◆ Supplied information:
## start

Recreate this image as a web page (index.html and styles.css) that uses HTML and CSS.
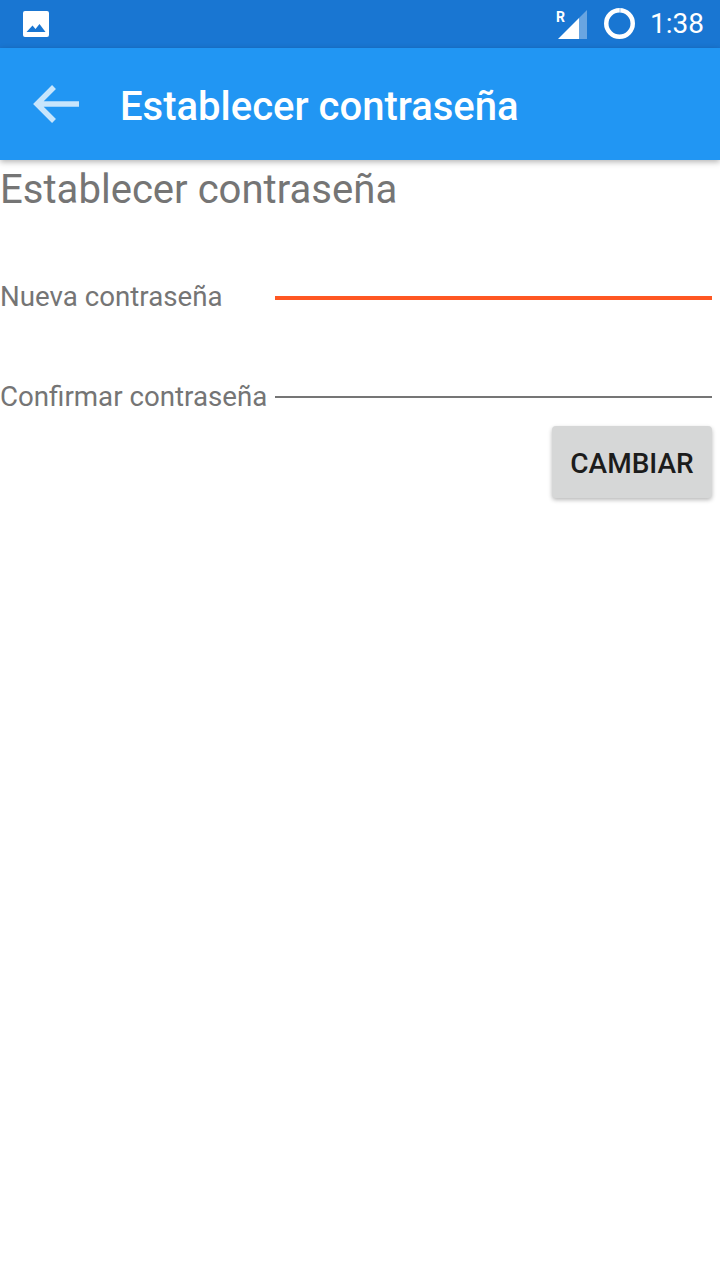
FILE: index.html
```html
<!DOCTYPE html>
<html lang="es">
<head>
<meta charset="utf-8">
<title>Establecer contraseña</title>
<link rel="stylesheet" href="styles.css">
</head>
<body>
<div class="status">
  <svg class="pic" width="26" height="26" viewBox="0 0 26 26"><path fill="#fff" fill-rule="evenodd" d="M2 0H24Q26 0 26 2V24Q26 26 24 26H2Q0 26 0 24V2Q0 0 2 0ZM3.500 21H22.500L16.500 13L12.500 18L9.500 14.500Z"/></svg>
  <div class="status-right">
    <svg class="signal" width="32" height="30" viewBox="0 0 32 30"><text x="0" y="12" class="roam">R</text><path fill="#fff" d="M2 29L23 8V29Z"/><path fill="#fff" fill-opacity=".35" d="M23 8L31 0V29H23Z"/></svg>
    <svg class="ring" width="31" height="32" viewBox="0 0 31 32"><circle cx="15.500" cy="15.500" r="13.250" fill="none" stroke="#fff" stroke-width="4.500"/><path d="M16 0V4.500" stroke="#1976d2" stroke-opacity=".4" stroke-width="1"/></svg>
    <span class="clock">1:38</span>
  </div>
</div>
<header class="bar">
  <svg class="back" width="48" height="42" viewBox="0 0 48 42"><path fill="none" stroke="#fff" stroke-opacity=".75" stroke-width="5.500" d="M46 21H5M21 4L4 21L21 38"/></svg>
  <h1 class="bar-title">Establecer contraseña</h1>
</header>
<main class="content">
  <h2 class="heading">Establecer contraseña</h2>
  <div class="row row-first">
    <label class="label">Nueva contraseña</label>
    <div class="input input-active"></div>
  </div>
  <div class="row row-second">
    <label class="label">Confirmar contraseña</label>
    <div class="input"></div>
  </div>
  <div class="actions"><button class="btn">CAMBIAR</button></div>
</main>
</body>
</html>
```
FILE: styles.css
```css
* { box-sizing: border-box; }
html, body { margin: 0; padding: 0; }
body { width: 720px; height: 1280px; background: #fff; font-family: Roboto, "Noto Sans", sans-serif; overflow: hidden; }
.status { height: 48px; background: #1976d2; display: flex; align-items: center; justify-content: space-between; padding: 0 16px 0 23px; }
.status-right { display: flex; align-items: center; }
.signal { margin-right: 16px; margin-top: 2px; }
.roam { font: 700 14px Roboto, sans-serif; fill: #fff; }
.ring { margin-right: 15px; }
.clock { color: #fff; font-size: 28px; font-weight: 400; line-height: 48px; }
.bar { position: relative; height: 112px; background: #2196f3; display: flex; align-items: center; padding-left: 33px; box-shadow: 0 2px 6px rgba(0,0,0,.3); }
.back { margin-right: 39px; }
.bar-title { margin: 0; color: #fff; font-size: 40px; font-weight: 500; line-height: 48px; padding-top: 6px; }
.content { display: flex; flex-direction: column; padding-right: 8px; }
.heading { margin: 6px 0 0; height: 48px; color: #757575; font-size: 40.100px; font-weight: 400; line-height: 48px; }
.row { display: flex; gap: 8px; color: #757575; height: 40px; }
.row-first { margin-top: 63px; }
.row-second { margin-top: 60px; }
.label { width: 267px; font-size: 27.700px; line-height: 40px; white-space: nowrap; }
.input { flex: 1; height: 2px; background: #757575; margin-top: 19px; }
.input-active { height: 4px; background: #ff5722; }
.actions { display: flex; justify-content: flex-end; margin-top: 9px; }
.btn { width: 160px; height: 72px; border: 0; border-radius: 4px; background: #d6d7d7; color: #1c1c1c; font-family: Roboto, sans-serif; font-size: 28px; font-weight: 500; box-shadow: 0 2px 4px rgba(0,0,0,.28); padding: 2px 0 0; }
```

## end

◆ Challenge:
Going through the lines above one by one, tally those with the word "styles" and give only the total.

◆ Expected answer:
3